Une véritable "guerre contre les tunnels"
Olivier Rafowicz est escorté par trois soldats de l’unité Yahalom, chargée de débusquer sous terre des miliciens du Hamas. "Cette guerre contre les tunnels est unique en son genre. Aujourd'hui, il n'y a pas d'équivalent de cette guerre contre le terrorisme avec ce type et surtout avec ce nombre de tunnels. Nous pensions trouver plusieurs centaines de kilomètres, on est en fait à plusieurs milliers, avec toujours l'angoisse, la possibilité, que des terroristes sortent en venant d'une autre embouchure. La guerre est loin d'être terminée. Des tunnels comme celui-là, il y en a mille autres. C'est un véritable danger, une véritable menace", assure-t-il.
Ce tunnel est toujours considéré comme une menace concrète : l’armée israélienne soupçonne ainsi le Hamas de l’avoir utilisé il y a trois mois pour attaquer le poste frontière d’Erez. Cette attaque avait sidéré le pays qui n’imaginait pas avant le 7 octobre que des miliciens du Hamas puissent entrer dans ce complexe ultra-protégé. "Il y a eu de sérieux combats ici, raconte le lieutenant-colonel Richard Hecht. Trois soldats ont été enlevés et trois autres ont été tués. On a mis du temps à reprendre le contrôle et ça a été saccagé."
Depuis l'attaque du Hamas, le poste-frontière d’Erez est resté comme figé. Le lieutenant-colonel Richard Hecht montre la guérite d’entrée criblée d’impacts de balle, puis une des tourelles de surveillance équipée de caméras, de détecteurs de mouvements et d’armes automatiques. Sa partie supérieure est complètement détruite. Il décrit : "Vous voyez cette position que l’on appelle "See and shoot", ce qui signifie : "Voir et tirer". Il s’agit d’un fusil automatique piloté à distance d’un centre d’opérations. Quand l’assaut a commencé, ils ont envoyé des drones, ont lâché des explosifs sur cette position et ils l’ont détruite."
La guerre continue au centre et au sud de la bande de Gaza
Aujourd’hui, plus aucun civil ne passe évidemment par Erez. L’ancien poste-frontière est devenu une base de l’armée israélienne d’où partent des tanks Merkeva, des véhicules de transports de troupes et des bulldozers pour aller combattre le Hamas et continuer à neutraliser des tunnels. Car les combats continuent à Gaza, même si au nord de l’enclave, tout est en apparence très calme : pas un tir d’armes automatiques, seulement les échos très lointains d’explosions à peine perceptibles avec le bruit incessant des bulldozers israéliens qui terrassent le terrain.

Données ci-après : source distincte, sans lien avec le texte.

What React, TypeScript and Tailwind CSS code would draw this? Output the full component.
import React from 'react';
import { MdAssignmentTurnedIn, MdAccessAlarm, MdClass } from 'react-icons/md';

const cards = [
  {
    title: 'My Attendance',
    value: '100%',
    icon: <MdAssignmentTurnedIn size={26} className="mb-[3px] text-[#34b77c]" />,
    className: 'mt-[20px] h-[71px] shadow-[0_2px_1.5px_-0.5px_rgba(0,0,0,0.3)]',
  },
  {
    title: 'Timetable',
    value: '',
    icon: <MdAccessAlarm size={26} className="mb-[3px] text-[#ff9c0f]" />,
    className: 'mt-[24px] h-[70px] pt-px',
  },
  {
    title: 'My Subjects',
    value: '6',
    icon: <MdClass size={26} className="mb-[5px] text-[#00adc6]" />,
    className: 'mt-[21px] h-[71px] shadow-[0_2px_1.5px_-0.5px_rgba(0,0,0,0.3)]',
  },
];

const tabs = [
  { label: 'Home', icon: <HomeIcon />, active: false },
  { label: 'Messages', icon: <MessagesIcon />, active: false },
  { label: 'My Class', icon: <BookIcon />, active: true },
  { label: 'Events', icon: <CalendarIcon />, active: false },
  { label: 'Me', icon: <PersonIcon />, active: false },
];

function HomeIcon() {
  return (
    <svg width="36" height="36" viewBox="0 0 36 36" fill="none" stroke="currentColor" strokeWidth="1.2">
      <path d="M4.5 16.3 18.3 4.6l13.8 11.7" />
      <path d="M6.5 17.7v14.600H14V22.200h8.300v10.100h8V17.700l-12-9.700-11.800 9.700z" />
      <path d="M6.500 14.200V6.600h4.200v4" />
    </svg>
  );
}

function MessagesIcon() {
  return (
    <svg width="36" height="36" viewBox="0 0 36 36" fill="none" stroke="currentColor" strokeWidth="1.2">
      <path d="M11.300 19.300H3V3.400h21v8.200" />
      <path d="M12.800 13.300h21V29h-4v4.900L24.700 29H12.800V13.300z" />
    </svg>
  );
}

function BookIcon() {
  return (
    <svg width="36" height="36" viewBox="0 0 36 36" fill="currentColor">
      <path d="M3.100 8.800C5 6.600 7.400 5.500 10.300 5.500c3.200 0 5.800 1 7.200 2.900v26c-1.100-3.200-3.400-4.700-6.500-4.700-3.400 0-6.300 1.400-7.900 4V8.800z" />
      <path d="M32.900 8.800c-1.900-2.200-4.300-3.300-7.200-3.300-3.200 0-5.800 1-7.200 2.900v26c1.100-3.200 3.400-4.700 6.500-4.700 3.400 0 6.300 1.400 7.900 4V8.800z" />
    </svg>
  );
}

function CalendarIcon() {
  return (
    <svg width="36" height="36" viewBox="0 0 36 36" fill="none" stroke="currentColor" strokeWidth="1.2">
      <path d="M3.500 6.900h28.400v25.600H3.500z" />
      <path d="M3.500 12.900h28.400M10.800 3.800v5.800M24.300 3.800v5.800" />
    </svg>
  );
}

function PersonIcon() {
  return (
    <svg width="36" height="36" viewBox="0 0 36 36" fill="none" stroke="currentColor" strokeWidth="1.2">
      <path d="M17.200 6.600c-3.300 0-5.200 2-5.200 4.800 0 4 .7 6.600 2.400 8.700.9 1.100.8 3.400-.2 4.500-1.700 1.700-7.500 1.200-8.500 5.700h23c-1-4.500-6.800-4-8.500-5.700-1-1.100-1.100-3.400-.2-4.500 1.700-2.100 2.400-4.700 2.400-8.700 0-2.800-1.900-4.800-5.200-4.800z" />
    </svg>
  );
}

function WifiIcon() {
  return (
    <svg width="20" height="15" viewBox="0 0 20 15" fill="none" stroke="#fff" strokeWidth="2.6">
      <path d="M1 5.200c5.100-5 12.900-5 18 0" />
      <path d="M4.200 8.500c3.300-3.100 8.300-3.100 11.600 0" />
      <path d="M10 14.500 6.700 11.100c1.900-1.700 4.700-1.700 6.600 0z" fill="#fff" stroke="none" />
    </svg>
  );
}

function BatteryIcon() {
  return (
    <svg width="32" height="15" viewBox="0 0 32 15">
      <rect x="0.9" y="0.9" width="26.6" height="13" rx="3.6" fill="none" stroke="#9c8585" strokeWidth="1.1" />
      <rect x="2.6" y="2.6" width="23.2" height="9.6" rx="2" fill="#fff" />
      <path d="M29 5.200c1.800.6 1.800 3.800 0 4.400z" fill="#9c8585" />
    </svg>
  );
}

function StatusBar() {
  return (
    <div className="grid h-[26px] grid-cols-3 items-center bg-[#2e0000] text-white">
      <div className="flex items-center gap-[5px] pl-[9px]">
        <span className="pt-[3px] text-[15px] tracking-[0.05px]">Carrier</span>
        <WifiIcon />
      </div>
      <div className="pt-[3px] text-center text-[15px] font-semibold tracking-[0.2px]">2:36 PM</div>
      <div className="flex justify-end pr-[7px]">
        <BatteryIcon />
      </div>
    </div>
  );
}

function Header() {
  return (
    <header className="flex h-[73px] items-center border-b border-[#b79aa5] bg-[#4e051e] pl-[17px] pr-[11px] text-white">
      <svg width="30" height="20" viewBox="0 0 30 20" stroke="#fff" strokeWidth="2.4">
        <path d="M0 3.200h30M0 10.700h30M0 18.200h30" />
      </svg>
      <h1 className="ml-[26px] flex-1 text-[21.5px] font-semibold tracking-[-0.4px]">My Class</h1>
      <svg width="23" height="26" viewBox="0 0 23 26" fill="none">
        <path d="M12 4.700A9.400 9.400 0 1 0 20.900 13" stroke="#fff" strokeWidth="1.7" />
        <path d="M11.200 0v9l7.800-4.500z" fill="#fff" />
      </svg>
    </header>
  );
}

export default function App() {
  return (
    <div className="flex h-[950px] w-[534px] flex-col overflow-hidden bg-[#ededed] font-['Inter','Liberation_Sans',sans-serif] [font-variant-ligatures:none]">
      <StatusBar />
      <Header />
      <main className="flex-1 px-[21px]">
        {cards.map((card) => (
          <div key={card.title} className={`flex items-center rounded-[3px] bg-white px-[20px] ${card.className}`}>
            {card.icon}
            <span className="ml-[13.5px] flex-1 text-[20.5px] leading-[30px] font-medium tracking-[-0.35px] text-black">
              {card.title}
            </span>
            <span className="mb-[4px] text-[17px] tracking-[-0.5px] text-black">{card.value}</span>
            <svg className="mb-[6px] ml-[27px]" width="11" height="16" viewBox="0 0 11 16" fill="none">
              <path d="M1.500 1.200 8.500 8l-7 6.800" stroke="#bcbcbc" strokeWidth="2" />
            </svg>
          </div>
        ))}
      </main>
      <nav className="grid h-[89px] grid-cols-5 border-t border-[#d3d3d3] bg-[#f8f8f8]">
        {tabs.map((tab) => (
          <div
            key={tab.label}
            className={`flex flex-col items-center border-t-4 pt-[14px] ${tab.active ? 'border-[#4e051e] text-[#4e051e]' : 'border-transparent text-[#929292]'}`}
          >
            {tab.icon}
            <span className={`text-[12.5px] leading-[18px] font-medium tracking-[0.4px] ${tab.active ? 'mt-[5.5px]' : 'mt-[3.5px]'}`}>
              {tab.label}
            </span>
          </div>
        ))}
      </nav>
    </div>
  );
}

Et pourtant, "la guerre n’est pas terminé dans la bande de Gaza", martèle le colonel Olivier Rafowicz. Même si, en toile de fond, la ville détruite de Beit Lahiya est complétement vide, que le menace semble lointaine et que cinq brigades de combats ont été démobilisées ces derniers jours. "Le nord de la bande de Gaza a été nettoyé, traité en grande partie au niveau des infrastructures sécuritaires du Hamas, explique le colonel Olivier Rafowicz. Mais nous sommes sur un terrain de guerre, donc il y a toujours des possibilités qu'il y ait des menaces terroristes de la part du Hamas. Un effort de guerre extrêmement intense continue à l'heure où nous parlons dans le centre et le sud de la bande de Gaza."
Il faut que le Hamas dépose les armes, libère les otages, et là on pourra dire que cette guerre peut s'arrêter ce qui n'est pas le cas pour l'instant.
Le colonel Olivier Rafowicz, porte-parole de l'armée israéliennefranceinfo
Ce constat n’empêche pas les projections, notamment au plus haut niveau de l’État. Israël est gouverné par la droite et l’extrême droite et les éléments les plus radicaux de l’exécutif militent pour déplacer de force les populations civiles palestiniennes, puis imposer une recolonisation de l’enclave. Pour Tal Heinrich, porte-parole du gouvernement, il n’en est absolument pas question. "Les gens en Israël peuvent donner leur avis, ça ne veut pas dire que l’on doit tous être d’accord, estime-t-elle. Mais ce que nous disons, et je parle au nom du Premier ministre, c'est que nous ne voulons pas réoccuper Gaza. La seule chose que nous voulons, c’est nous assurer que Gaza soit démilitarisé. Parce que nous savons ce que signifie d'avoir une plateforme terroriste à Gaza. Et cela ne doit jamais se reproduire."
Cette position devrait rassurer le secrétaire d’Etat américain Antony Blinken en déplacement pour la quatrième fois dans la région depuis le 7 octobre. Il a encore réaffirmé, dimanche soir, que les Palestiniens déplacés devaient pouvoir rentrer chez eux dès que possible.